Delfina Foundation
Residência Artística realizada com apoio do Instituto Inclusartiz.2022
Durante minha residência na Fundação Delfina (2022), em Londres, me dediquei a investigar uma questão especifica que há algum tempo vem permeando meu trabalho: De que maneira o programa modernista brasileiro, desde edificações até suas plataformas de debate público (Como publicações e exposições), atualizou e perpetuou narrativas próprias as heranças coloniais no Brasil?
Assim, durante a residência optei por pesquisar catálogos e arquivos de exposições que propunham apresentar a produção modernista de arquitetura brasileira ao norte global em meados do século XX. Pesquisando em acervos como o Tate Britain, The National Archives, Galeria Whitechapel, RIBA (Royal Institute of British Architects) e na Embaixada do Brasil sobre exposições como Modern Brazilian Painting (Royal Academy. 1943), “Brasilia: the building of a new capital for Brazil” (ICA London. 1958), dentre outras.
Nesse processo, a partir do contato com a imagem icônica de uma palmeira na capa do catálogo de Brasilia: the building of a new capital for Brazil (1958), voltei minha investigação para pensar a relação que as vegetações estabeleciam com a arquitetura nas publicações e nos espaços expositivos. Ao visitar as imagens do pavilhão brasileiro na EXPO 58 (Bruxelas, 1958) disponíveis no arquivo da biblioteca do RIBA, me atentei ao modo como as plantas tropicais competiam com as fotografias de arquitetura no pavilhão. Paralelamente, após ter contato com a pesquisa em torno do projeto “The Art of Diplomacy – Brazilian Modernism Painted for War”, de 2018, (investigação realizada pela Embaixada do Brasil em Londres sobre os legados da mostra Modern Brazilian Paintings, 1944), identifiquei que Londres havia recebido do MoMA uma série de fotografias de arquitetura anteriomente apresentadas em Brazil Builds (MoMA. Nova York, 1943). Assim, me voltei a pensar a relação dessas imagens com a vegetação nessa primeira exposição em Nova York, me atentando ao fato das plantas serem apresentadas sobre displays expositivos assim como as maquetes, saindo do campo puramente ornamental para o expositivo.

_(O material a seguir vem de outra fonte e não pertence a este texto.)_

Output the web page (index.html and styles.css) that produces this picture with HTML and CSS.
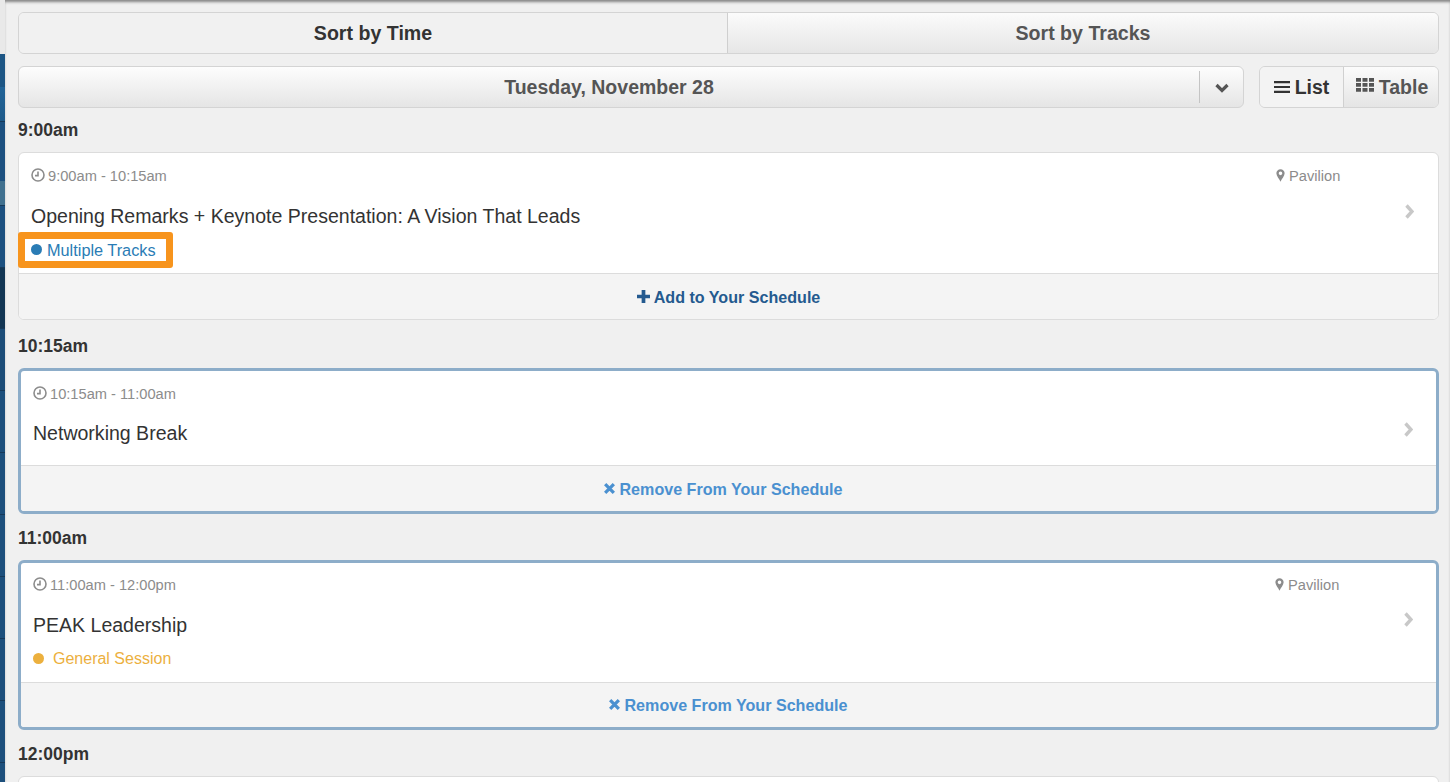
FILE: index.html
```html
<!DOCTYPE html>
<html lang="en">
<head>
<meta charset="utf-8">
<title>Schedule</title>
<link rel="stylesheet" href="styles.css">
</head>
<body>
<div class="page">
  <nav class="rail">
    <div class="band band-top"></div>
    <div class="band band-a"></div>
    <div class="band band-b"></div>
    <div class="band band-c"></div>
    <div class="band band-d"></div>
    <div class="band band-e"></div>
    <div class="band band-f"></div>
    <div class="band band-g"></div>
    <div class="band band-h"></div>
    <div class="band band-h"></div>
    <div class="band band-h"></div>
    <div class="band band-h"></div>
    <div class="band band-h"></div>
    <div class="band band-h"></div>
    <div class="band band-h"></div>
  </nav>
  <main class="main">
    <div class="sort-tabs">
      <div class="sort-tab is-active">Sort by Time</div>
      <div class="sort-tab">Sort by Tracks</div>
    </div>
    <div class="controls">
      <div class="date-select">
        <div class="date-label">Tuesday, November 28</div>
        <div class="date-caret">
          <svg class="caret-icon" viewBox="0 0 14 10"><path d="M1.500 2 7 7.500 12.500 2" /></svg>
        </div>
      </div>
      <div class="view-toggle">
        <div class="view-btn view-list is-active">
          <svg class="list-icon" viewBox="0 0 16 14"><path d="M0 1h16v2.200H0zM0 5.900h16v2.200H0zM0 10.800h16V13H0z"/></svg>
          List
        </div>
        <div class="view-btn view-table">
          <svg class="table-icon" viewBox="0 0 18 14"><path d="M0 0h5v3.800H0zM6.500 0h5v3.800h-5zM13 0h5v3.800h-5zM0 5h5v3.800H0zM6.500 5h5v3.800h-5zM13 5h5v3.800h-5zM0 10h5v3.800H0zM6.500 10h5v3.800h-5zM13 10h5v3.800h-5z"/></svg>
          Table
        </div>
      </div>
    </div>

    <section class="slot slot-plain">
      <h2 class="slot-time">9:00am</h2>
      <article class="card">
        <div class="card-body">
          <div class="meta"><svg class="clock" viewBox="0 0 14 14"><circle cx="7" cy="7" r="6"/><path d="M7 3.600V7.600H4"/></svg>9:00am - 10:15am</div>
          <div class="meta place"><svg class="pin" viewBox="0 0 10 14"><path d="M5 0a4.600 4.600 0 0 0-4.600 4.600C.4 7.400 3.600 11 5 14c1.400-3 4.600-6.600 4.600-9.400A4.600 4.600 0 0 0 5 0zm0 6.600a2 2 0 1 1 0-4 2 2 0 0 1 0 4z"/></svg>Pavilion</div>
          <div class="title">Opening Remarks + Keynote Presentation: A Vision That Leads</div>
          <svg class="chev" viewBox="0 0 10 15"><path d="M2.500 1.500 8 7.500 2.500 13.500"/></svg>
          <div class="tag tag-blue">
            <span class="highlight"></span>
            <span class="dot"></span>Multiple Tracks
          </div>
        </div>
        <div class="card-foot add">
          <svg class="plus" viewBox="0 0 14 14"><path d="M5 0h4v5h5v4H9v5H5V9H0V5h5z"/></svg>Add to Your Schedule
        </div>
      </article>
    </section>

    <section class="slot">
      <h2 class="slot-time">10:15am</h2>
      <article class="card is-added">
        <div class="card-body short">
          <div class="meta"><svg class="clock" viewBox="0 0 14 14"><circle cx="7" cy="7" r="6"/><path d="M7 3.600V7.600H4"/></svg>10:15am - 11:00am</div>
          <div class="title">Networking Break</div>
          <svg class="chev" viewBox="0 0 10 15"><path d="M2.500 1.500 8 7.500 2.500 13.500"/></svg>
        </div>
        <div class="card-foot remove offset">
          <svg class="cross" viewBox="0 0 12 12"><path d="M2 2 10 10M10 2 2 10"/></svg>Remove From Your Schedule
        </div>
      </article>
    </section>

    <section class="slot">
      <h2 class="slot-time">11:00am</h2>
      <article class="card is-added">
        <div class="card-body tight">
          <div class="meta"><svg class="clock" viewBox="0 0 14 14"><circle cx="7" cy="7" r="6"/><path d="M7 3.600V7.600H4"/></svg>11:00am - 12:00pm</div>
          <div class="meta place"><svg class="pin" viewBox="0 0 10 14"><path d="M5 0a4.600 4.600 0 0 0-4.600 4.600C.4 7.400 3.600 11 5 14c1.400-3 4.600-6.600 4.600-9.400A4.600 4.600 0 0 0 5 0zm0 6.600a2 2 0 1 1 0-4 2 2 0 0 1 0 4z"/></svg>Pavilion</div>
          <div class="title">PEAK Leadership</div>
          <svg class="chev" viewBox="0 0 10 15"><path d="M2.500 1.500 8 7.500 2.500 13.500"/></svg>
          <div class="tag tag-gold"><span class="dot dot-wide"></span>General Session</div>
        </div>
        <div class="card-foot remove compact">
          <svg class="cross" viewBox="0 0 12 12"><path d="M2 2 10 10M10 2 2 10"/></svg>Remove From Your Schedule
        </div>
      </article>
    </section>

    <section class="slot">
      <h2 class="slot-time">12:00pm</h2>
      <article class="card card-next"></article>
    </section>
  </main>
</div>
</body>
</html>
```

FILE: styles.css
```css
* { box-sizing: border-box; }

html, body {
  margin: 0;
  height: 100%;
  overflow: hidden;
}

body {
  font-family: "Liberation Sans", Arial, sans-serif;
  color: #333;
  background: #f0f0f0;
}

.page {
  display: flex;
  height: 782px;
  overflow: hidden;
}

/* Left rail */
.rail {
  flex: 0 0 5px;
  display: flex;
  flex-direction: column;
}
.band { flex: none; border-bottom: 1px solid #16395a; }
.band-top { height: 54px; background: #e9e9e9; border-bottom: 0; }
.band-a { height: 33px; background: #1d5685; border-bottom: 0; }
.band-b { height: 35px; background: linear-gradient(#226498, #1e5a8a); }
.band-c { height: 59px; background: #1c5080; border-bottom: 0; }
.band-d { height: 25px; background: #40708f; }
.band-e { height: 62px; background: #1c5080; }
.band-f { height: 61px; background: #123553; }
.band-g { height: 62px; background: #1c4d78; }
.band-h { height: 62px; background: #1d4f7c; }

/* Main panel */
.main {
  flex: 1;
  min-width: 0;
  padding: 12px 11px 0 13px;
  background: #f0f0f0;
  box-shadow: inset 0 3px 3px -1px rgba(0, 0, 0, .45);
}

.sort-tabs {
  display: flex;
  height: 42px;
  border: 1px solid #d4d4d4;
  border-radius: 6px;
  overflow: hidden;
  margin-bottom: 12px;
}
.sort-tab {
  flex: 1;
  display: flex;
  align-items: center;
  justify-content: center;
  font-size: 19.6px;
  font-weight: 700;
  color: #555;
  background: linear-gradient(#fbfbfb, #e6e6e6);
}
.sort-tab.is-active {
  flex: 0 0 709px;
  color: #333;
  background: #f1f1f1;
  border-right: 1px solid #cfcfcf;
}

.controls {
  display: flex;
  gap: 15px;
  margin-bottom: 10px;
}
.date-select {
  flex: 1;
  display: flex;
  align-items: center;
  height: 42px;
  border: 1px solid #d4d4d4;
  border-radius: 6px;
  background: linear-gradient(#fdfdfd, #e5e5e5);
}
.date-label {
  flex: 1;
  text-align: center;
  font-size: 19.5px;
  font-weight: 700;
  color: #555;
}
.date-caret {
  flex: 0 0 44px;
  height: 32px;
  padding-top: 2px;
  display: flex;
  align-items: center;
  justify-content: center;
  border-left: 1px solid #c4c4c4;
}
.caret-icon {
  width: 14px;
  height: 10px;
  fill: none;
  stroke: #555;
  stroke-width: 3.2;
}

.view-toggle {
  flex: 0 0 180px;
  display: flex;
  height: 42px;
  border: 1px solid #d4d4d4;
  border-radius: 6px;
  overflow: hidden;
}
.view-btn {
  display: flex;
  align-items: center;
  justify-content: center;
  gap: 5px;
  font-size: 19.5px;
  font-weight: 700;
  color: #555;
  background: linear-gradient(#fbfbfb, #e5e5e5);
}
.view-btn.is-active {
  color: #333;
  background: #f3f3f3;
  border-right: 1px solid #d0d0d0;
}
.view-list { flex: 0 0 84px; }
.view-table { flex: 1; padding-left: 2px; }
.list-icon { width: 16px; height: 14px; fill: #333; }
.table-icon { width: 18px; height: 14px; fill: #555; margin-top: -4px; }

/* Schedule slots */
.slot { margin-bottom: 12px; }
.slot-plain { margin-bottom: 14px; }
.slot-time {
  margin: 0 0 9px;
  font-size: 17.5px;
  line-height: 25px;
  font-weight: 700;
  color: #333;
}

.card {
  background: #fff;
  border: 1px solid #dcdcdc;
  border-radius: 6px;
}
.card.is-added { border: 3px solid #8dadc9; }
.card-next { height: 40px; }

.card-body {
  display: grid;
  grid-template-columns: 1fr 128px 10px;
  padding: 13px 24px 13px 12px;
}
.is-added .card-body { padding-right: 23px; }
.card-body.short { padding-bottom: 19px; }
.card-body.short .title { margin-top: 16px; }
.card-body.tight { padding-top: 12px; }

.meta {
  display: flex;
  align-items: center;
  font-size: 14.65px;
  line-height: 20px;
  color: #8c8c8c;
}
.place { grid-column: 2 / 4; }
.clock {
  width: 14px;
  height: 14px;
  margin: -3px 3px 0 0;
  fill: none;
  stroke: #8c8c8c;
  stroke-width: 1.6;
}
.pin {
  width: 9px;
  height: 13px;
  margin: -2px 4px 0 0;
  fill: #8c8c8c;
}

.title {
  grid-column: 1 / 3;
  margin-top: 17px;
  font-size: 19.55px;
  line-height: 26px;
  color: #333;
}
.chev {
  grid-column: 3;
  width: 10px;
  height: 15px;
  margin-top: 18px;
  fill: none;
  stroke: #c8c8c8;
  stroke-width: 3.4;
}
.card-body.tight .chev { margin-top: 17px; }

.tag {
  position: relative;
  grid-column: 1 / -1;
  display: flex;
  align-items: center;
  margin-top: 11px;
  line-height: 20px;
}
.tag-blue { color: #2a7cb5; font-size: 16.3px; }
.tag-gold { color: #ecb03e; font-size: 16px; }
.dot {
  flex: none;
  width: 11px;
  height: 11px;
  margin: -2px 5px 0 0;
  border-radius: 50%;
  background: currentColor;
}
.dot-wide { margin-right: 9px; }
.highlight {
  position: absolute;
  left: -13px;
  top: -8px;
  width: 155px;
  height: 36px;
  border: 7px solid #f7941d;
  border-radius: 3px;
}

.card-foot {
  display: flex;
  align-items: center;
  justify-content: center;
  height: 46px;
  padding-top: 2px;
  border-top: 1px solid #dcdcdc;
  border-radius: 0 0 5px 5px;
  background: #f4f4f4;
  font-size: 16.1px;
  font-weight: 700;
}
.is-added .card-foot { border-radius: 0 0 3px 3px; }
.card-foot.compact { height: 45px; padding: 0 2px 0 0; }
.card-foot.offset { padding-right: 12px; }
.add { color: #245a8f; }
.remove { color: #4a90d0; }
.plus {
  width: 13px;
  height: 13px;
  margin: -2px 4px 0 0;
  fill: #245a8f;
}
.cross {
  width: 13px;
  height: 13px;
  margin: -2px 4px 0 0;
  fill: none;
  stroke: #4a90d0;
  stroke-width: 3;
}
```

A presença exuberante de uma série de vegetações exóticas ao norte global, em exposições que fundamentalmente se propunham a narrar uma ideia de “Brasil”, parecem entrar em colisão com as imagens de transformações em curso naquele período no país: como a expansão da fronteira agrícola no interior do Brasil e o avanço de obras faraônicas como a rodovia Belém-Brasília.
Assim, a apropriação de plantas tropicais nessas exposições seria sintomática as dinâmicas neocoloniais no Brasil daquele momento, no fetiche pela domesticação dessas espécies dentro dos espaços planificados da arquitetura modernista ficava velada o discurso de dominação daquilo e daqueles que era considerados selvagens. Esses espaços expositivos talvez tentassem simular a lógica dos jardins de aclimatação da Europa (Como o Jardim botânico de Kew ou o clássico Palácio de Cristal), estruturas que não só aclimatavam espécies tropicais ao clima frio, mas que tratavam de simbolizar a ampla dominação colonial através da diversidade de espécies extraídas de territórios diversos. O Brasil que se esforçava para aclimatar o repertório modernista aos trópicos, procurava também mostrar-se capaz de articular seu próprio jardim de aclimatação com espécies de seu próprio território continental, como símbolo de sua empresa auto-colonial.
Nesse sentido, durante o período na Delfina passei a estudar uma possível subtração das referências arquitetônicas presentes nos registros fotográficos dessas exposições sem intervir na presença vegetal nos espaços, procurando delinear como a presença desses elementos se dá não como uma arbitrariedade expositiva, mas como um elemento central para a manutenção de uma determinada narrativa. Esse processo vem desembocando numa série de trabalhos, dentre eles Construção Brasileira (2022) e Jardim de aclimatação (2022).